Le murmure familier d'une langue que je n'ai jamais apprise. Le cliquetis au rythme saccadé des touches d'un clavier. Le chuchotement sourd d'une voix au travers d'une porte. Bienvenue chez la despote. Retour dans ma natale capitale. Épisode énième.
Le retour de John Lemon. Frustré par mes mises à distance. Qui prend des nouvelles. Longuement. Pour finalement déclarer ma vie à chier. Qui n'assume rien. Et surtout pas ses choix,  dans un monde parfaitement normatif. Il est clair que je n'en veux pas, de son monde. Je me fous de son fric. Je me fous de son job. C'est moi, le maitre du monde. Au moins. Et je n'ai pas ma place dans le sien.
Fraichement chômeur d'un poste dans lequel il a passé les quatre derniers mois à s'ennuyer. Pas emballé par l'idée de reprendre le boulot. Pourtant, il le fera. Parce que ça lui va pas trop mal, son train de vie. Son beau mariage soldé par un beau divorce. Bien propre. Ses séjours au bout du monde. Le yacht de ses rêves. Des aventures sans lendemain. Parce qu'il ne fait pas confiance. Sa paranoïa. Ça lui tourne la tête. Ses seize fois le smic. Pour payer la pension alimentaire de ses gamines. Dit-il. Le week-end sur deux qu'il passe avec elles. Ça se fait, d'avoir une descendance. Ses amis riches et déprimés. Son passé qu'il ressasse. Le passé de son ascendance, pour tout dire. Une étoile jaune sur la poitrine. Tu vois ? Je vois. C'est tout ce que t'as à dire ? Mon passé à moi, j'essaye de l'oublier.
Je ne veux pas être un divertissement. La folle sociopathe dont il s'est énamouré. Celle pour qui il a fait deux-cent cinquante kilomètres parce qu'elle avait envie d'un mojito en pleine nuit. Celle qui, au quart de siècle passé, n'a toujours pas l'intention d'envisager d'entrer dans la vie active. Celle qui se fiche bien de devenir une madame. Et d'être reconnue. Celle qui refuse d'accéder à la propriété. Celle qui refuse de louer son utérus à un bulbe d'être humain. Je me fiche de son fric. De ses cadeaux. De ses voyages. Il n'arrive pas à le comprendre.
Il me répond que ma vie n'est pas une vie. C'est un scénario. Que ça va bien un temps. Que je vais regretter. Il ne comprend pas que je refuse de l'accompagner alors que j'aime tellement voyager.
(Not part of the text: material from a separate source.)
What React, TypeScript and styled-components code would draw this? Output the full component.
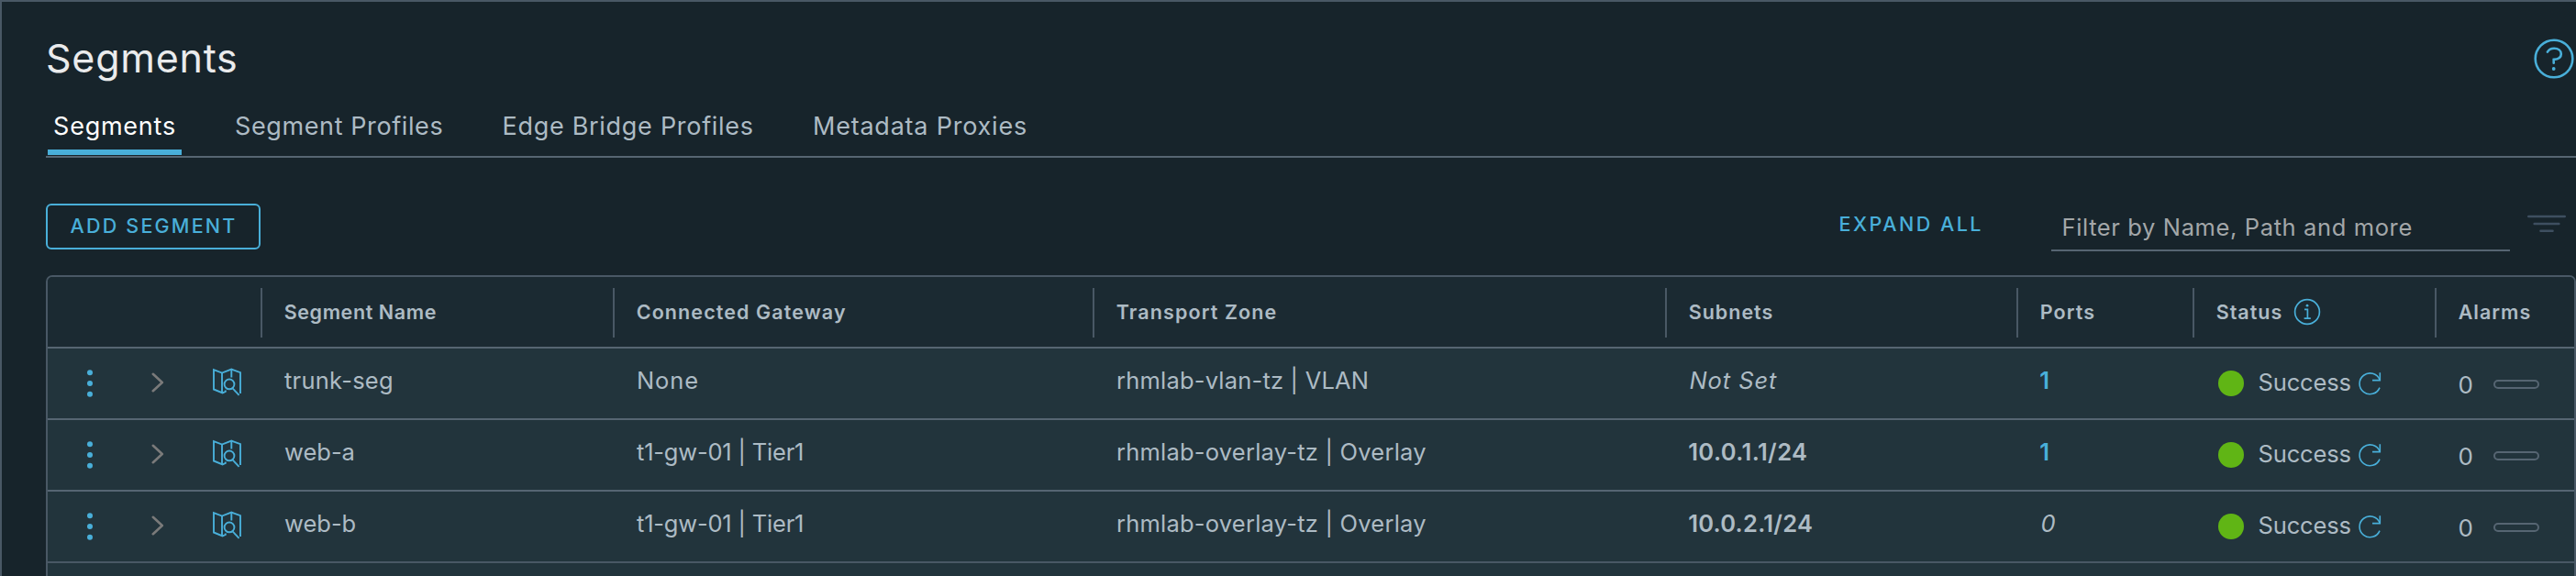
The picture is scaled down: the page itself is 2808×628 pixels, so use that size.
import React from 'react';
import styled, { createGlobalStyle } from 'styled-components';

const color = {
  page: '#17242b',
  header: '#1b2a32',
  row: '#22343c',
  frame: '#495865',
  line: '#566572',
  text: '#adbbc4',
  link: '#49afd9',
  ok: '#60b515',
};

const GlobalStyle = createGlobalStyle`
  *, *::before, *::after { box-sizing: border-box; }
  body {
    margin: 0;
    background: ${color.page};
    color: ${color.text};
    font-family: Inter, 'Open Sans', sans-serif;
    overflow: hidden;
  }
  svg { display: block; flex: none; }
`;

const Page = styled.div`
  height: 628px;
  padding-left: 48px;
  border-top: 2px solid ${color.frame};
  border-left: 2px solid ${color.frame};
  overflow: hidden;
`;

const TitleBar = styled.header`
  display: flex;
  align-items: center;
  justify-content: space-between;
  height: 109px;
  padding: 13px 2px 0 0;
`;

const Title = styled.h1`
  margin: 0;
  font-size: 43px;
  font-weight: 400;
  line-height: 1;
  letter-spacing: 0.75px;
  color: #eaebec;
`;

const HelpButton = styled.a`
  margin-top: 2px;
`;

const Tabs = styled.nav`
  display: flex;
  gap: 52px;
  height: 61px;
  padding-left: 2px;
  border-bottom: 2px solid ${color.line};
`;

const Tab = styled.a<{ $active?: boolean; $spacing: number }>`
  height: 58px;
  padding: 0 6.1px;
  border-bottom: 6px solid ${p => (p.$active ? color.link : 'transparent')};
  font-size: 27px;
  line-height: 54px;
  letter-spacing: ${p => p.$spacing}px;
  white-space: nowrap;
  color: ${p => (p.$active ? '#fff' : color.text)};
`;

const Toolbar = styled.div`
  display: flex;
  align-items: flex-start;
  height: 128px;
  padding: 50px 11px 0 0;
`;

const AddButton = styled.button`
  width: 234px;
  height: 50px;
  margin-right: auto;
  padding: 0 0 2px 1px;
  border: 2px solid ${color.link};
  border-radius: 6px;
  background: transparent;
  color: ${color.link};
  font: 500 21.5px/44px Inter, sans-serif;
  letter-spacing: 2.2px;
`;

const ExpandAll = styled.a`
  margin-right: 74px;
  color: ${color.link};
  font-size: 21.5px;
  font-weight: 500;
  line-height: 44px;
  letter-spacing: 2.5px;
`;

const Filter = styled.div`
  width: 500px;
  height: 52px;
  margin-right: 19px;
  padding: 2px 0 0 11.5px;
  border-bottom: 2px solid ${color.line};
  color: #a3a7a9;
  font-size: 25.5px;
  line-height: 48px;
  letter-spacing: 0.62px;
  white-space: nowrap;
`;

const FilterIconSlot = styled.span`
  padding-top: 11px;
`;

const Table = styled.section`
  height: 330px;
  border: 2px solid ${color.frame};
  border-radius: 7px 7px 0 0;
  background: ${color.row};
  overflow: hidden;
`;

const columns = '232px 384px 523px 624px 383px 192px 264px 152px';

const HeaderRow = styled.div`
  display: grid;
  grid-template-columns: ${columns};
  height: 78px;
  padding: 12px 0 10px;
  background: ${color.header};
  border-bottom: 2px solid ${color.line};
`;

const HeaderCell = styled.div<{ $spacing: number }>`
  display: flex;
  align-items: center;
  gap: 12px;
  padding: 0 0 2px 23.7px;
  border-left: 2px solid ${color.frame};
  font-size: 21.5px;
  font-weight: 600;
  letter-spacing: ${p => p.$spacing}px;
  white-space: nowrap;
`;

const Row = styled.div<{ $last?: boolean }>`
  display: grid;
  grid-template-columns: ${columns};
  height: 78px;
  border-bottom: 2px solid ${p => (p.$last ? color.frame : color.line)};
`;

const Cell = styled.div<{ $spacing?: number; $bold?: boolean; $italic?: boolean; $link?: boolean }>`
  display: flex;
  align-items: center;
  padding: 0 0 8px ${p => (p.$italic ? 26.5 : p.$bold ? 25.2 : 26)}px;
  font-size: 25.5px;
  font-weight: ${p => (p.$bold ? 600 : 400)};
  font-style: ${p => (p.$italic ? 'italic' : 'normal')};
  letter-spacing: ${p => p.$spacing ?? 0}px;
  white-space: pre;
  color: ${p => (p.$link ? color.link : color.text)};
`;

const Actions = styled.div`
  display: flex;
  align-items: center;
  padding-left: 42px;
`;

const ChevronSlot = styled.span`
  margin: 0 52px 2px 63px;
`;

const MapSlot = styled.span`
  margin-bottom: 4px;
`;

const StatusCell = styled.div`
  display: flex;
  align-items: center;
  padding-left: 27.5px;
  font-size: 25.5px;
`;

const Dot = styled.span`
  width: 28.5px;
  height: 28.5px;
  border-radius: 50%;
  background: ${color.ok};
`;

const StatusLabel = styled.span`
  margin: 0 8px 3px 15.5px;
  letter-spacing: -0.15px;
`;

const AlarmCell = styled.div`
  display: flex;
  align-items: center;
  padding: 2px 0 0 25.5px;
  font-size: 26px;
`;

const Pill = styled.span`
  width: 50px;
  height: 10px;
  margin-left: 22px;
  border: 2px solid ${color.line};
  border-radius: 5px;
`;

const HelpIcon = () => (
  <svg width="44" height="44" viewBox="0 0 44 44" fill="none" stroke={color.link} strokeWidth="2.6" strokeLinecap="round">
    <circle cx="22" cy="22" r="20.3" />
    <path d="M14.9 14.6C16.6 11.9 19 10.8 22.2 10.8C26.8 10.8 29.8 13.4 29.8 17C29.8 20.6 26.6 22.6 21.7 22.9V26.8" />
    <circle cx="21.7" cy="33" r="1.9" fill={color.link} stroke="none" />
  </svg>
);

const FilterIcon = () => (
  <svg width="42" height="20" viewBox="0 0 42 20" stroke="#3e4f60" strokeWidth="2.4" strokeLinecap="round">
    <path d="M1.2 3H40.8M7.6 11H34.4M14.4 18.8H27.6" />
  </svg>
);

const InfoIcon = () => (
  <svg width="30" height="30" viewBox="0 0 30 30" fill="none" stroke={color.link} strokeWidth="1.7">
    <circle cx="15" cy="15" r="13.4" />
    <path d="M12 12.4H15.4V22.2M11.6 22.2H18.8" />
    <circle cx="15" cy="8.2" r="1.4" fill={color.link} stroke="none" />
  </svg>
);

const KebabIcon = () => (
  <svg width="8" height="30" viewBox="0 0 8 30" fill={color.link}>
    <circle cx="4" cy="3.3" r="3" />
    <circle cx="4" cy="15" r="3" />
    <circle cx="4" cy="26.7" r="3" />
  </svg>
);

const ChevronIcon = () => (
  <svg width="14" height="22" viewBox="0 0 14 22" fill="none" stroke="#7a7a7a" strokeWidth="2.6" strokeLinecap="round" strokeLinejoin="round">
    <path d="M1.8 1.8L11.8 11L1.8 20.2" />
  </svg>
);

const MapIcon = () => (
  <svg width="34" height="32" viewBox="0 0 34 32" fill="none" stroke={color.link} strokeWidth="1.9">
    <path d="M31 29V6.2L21.3 2.6L11 6.6L2 3.1V24.5L11.6 28.4L14.8 27V25.4" />
    <path d="M11 6.6V28M21.3 2.6V11.6" />
    <circle cx="19" cy="18.9" r="5.4" />
    <path d="M22.8 23.6L29.6 30.8" />
  </svg>
);

const RefreshIcon = () => (
  <svg width="25" height="26" viewBox="0 0 25 26" fill="none" stroke={color.link} strokeWidth="1.6">
    <path d="M23 9A11.4 11.4 0 1 0 23 17.6" />
    <path d="M23.3 1.2V9.6H15" />
  </svg>
);

const headers: { label: string; spacing: number; info?: boolean }[] = [
  { label: 'Segment Name', spacing: 0.6 },
  { label: 'Connected Gateway', spacing: 1.1 },
  { label: 'Transport Zone', spacing: 1.12 },
  { label: 'Subnets', spacing: 1 },
  { label: 'Ports', spacing: 1.1 },
  { label: 'Status', spacing: 1, info: true },
  { label: 'Alarms', spacing: 1 },
];

type Value = { text: string; spacing: number };
type Segment = { name: Value; gateway: Value; zone: Value; subnet: Value | null; ports: number };

const overlay: Value = { text: 'rhmlab-overlay-tz | Overlay', spacing: 0.22 };
const tier1: Value = { text: 't1-gw-01 | Tier1', spacing: -0.2 };

const segments: Segment[] = [
  {
    name: { text: 'trunk-seg', spacing: 0.25 },
    gateway: { text: 'None', spacing: 0.9 },
    zone: { text: 'rhmlab-vlan-tz | VLAN', spacing: 0.2 },
    subnet: null,
    ports: 1,
  },
  { name: { text: 'web-a', spacing: 0 }, gateway: tier1, zone: overlay, subnet: { text: '10.0.1.1/24', spacing: 0.4 }, ports: 1 },
  { name: { text: 'web-b', spacing: 0 }, gateway: tier1, zone: overlay, subnet: { text: '10.0.2.1/24', spacing: 0.25 }, ports: 0 },
];

const SegmentRow = ({ segment, last }: { segment: Segment; last: boolean }) => (
  <Row $last={last}>
    <Actions>
      <KebabIcon />
      <ChevronSlot><ChevronIcon /></ChevronSlot>
      <MapSlot><MapIcon /></MapSlot>
    </Actions>
    <Cell $spacing={segment.name.spacing}>{segment.name.text}</Cell>
    <Cell $spacing={segment.gateway.spacing}>{segment.gateway.text}</Cell>
    <Cell $spacing={segment.zone.spacing}>{segment.zone.text}</Cell>
    {segment.subnet ? (
      <Cell $bold $spacing={segment.subnet.spacing}>{segment.subnet.text}</Cell>
    ) : (
      <Cell $italic $spacing={0.9}>Not Set</Cell>
    )}
    <Cell $bold={segment.ports > 0} $link={segment.ports > 0} $italic={segment.ports === 0}>{segment.ports}</Cell>
    <StatusCell>
      <Dot />
      <StatusLabel>Success</StatusLabel>
      <RefreshIcon />
    </StatusCell>
    <AlarmCell>0<Pill /></AlarmCell>
  </Row>
);

export default function App() {
  return (
    <>
      <GlobalStyle />
      <Page>
        <TitleBar>
          <Title>Segments</Title>
          <HelpButton><HelpIcon /></HelpButton>
        </TitleBar>
        <Tabs>
          <Tab $active $spacing={0.75}>Segments</Tab>
          <Tab $spacing={0.6}>Segment Profiles</Tab>
          <Tab $spacing={0.71}>Edge Bridge Profiles</Tab>
          <Tab $spacing={0.78}>Metadata Proxies</Tab>
        </Tabs>
        <Toolbar>
          <AddButton>ADD SEGMENT</AddButton>
          <ExpandAll>EXPAND ALL</ExpandAll>
          <Filter>Filter by Name, Path and more</Filter>
          <FilterIconSlot><FilterIcon /></FilterIconSlot>
        </Toolbar>
        <Table>
          <HeaderRow>
            <span />
            {headers.map(h => (
              <HeaderCell key={h.label} $spacing={h.spacing}>
                {h.label}
                {h.info && <InfoIcon />}
              </HeaderCell>
            ))}
          </HeaderRow>
          {segments.map((s, i) => (
            <SegmentRow key={s.name.text} segment={s} last={i === segments.length - 1} />
          ))}
        </Table>
      </Page>
    </>
  );
}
Moi, ça me va, d'avoir une vie qui claque, vrille, explose, bouge, hurle. Au gré de mes impulsivités et de mes envies. J'ai seulement envie de la vivre comme je l'entends. Elle est bien trop courte pour faire des projets à long terme. Je me contente de la prendre comme elle vient. Tant pis si je meurs sans avoir eu le boulot de mes rêves, un salaire conséquent, une vie parfaitement orchestrée. Tant pis si je meurs sans avoir été heureuse.
Je lui dis que je me lasse. De lui. De nos conversations stériles. Il continue à me relancer. Par téléphone. Par mail. En m'envoyant une invitation sur Facebeurk. Avec sa belle photo au soleil. Sa montre hors de prix. Son impressionnant CV. Ses opinions politiques dont il ne pense pas un mot.
Il paraît que c'est parce que je suis trop jeune. Ou lui trop vieux. Peu importe. Je n'y crois pas une seconde. Qui essaye de me blesser parce qu'il n'obtient pas ce qu'il veut ? Si c'est ça, être adulte. Je ne me venge jamais. Ma sérénité est trop précieuse et surtout trop fragile pour que je m'encombre de sentiments pareils. Je préfère couper les ponts. Trancher dans le vif. Et me mettre la tête à l'envers pour oublier. Je change de vie. C'est douloureux mais plus sain, à mon sens.
On communique toujours. Des mots-phrases. Étrange conversation, conclut-il. Il paraît que les gens normaux ne le font pas. Comment pourrais-je le savoir ? Je ne communique pas avec les gens normaux. Alors je l'envoie balader.
Pourquoi je continue à lui répondre ? Parce qu'il m'attire, accessoirement. Mais surtout, parce que j'aime l'avoir à mes pieds. Parce que j'aime jouer avec lui. Parce que j'aime jouer, tout court. Et finalement, c'est ce qui lui plait chez moi.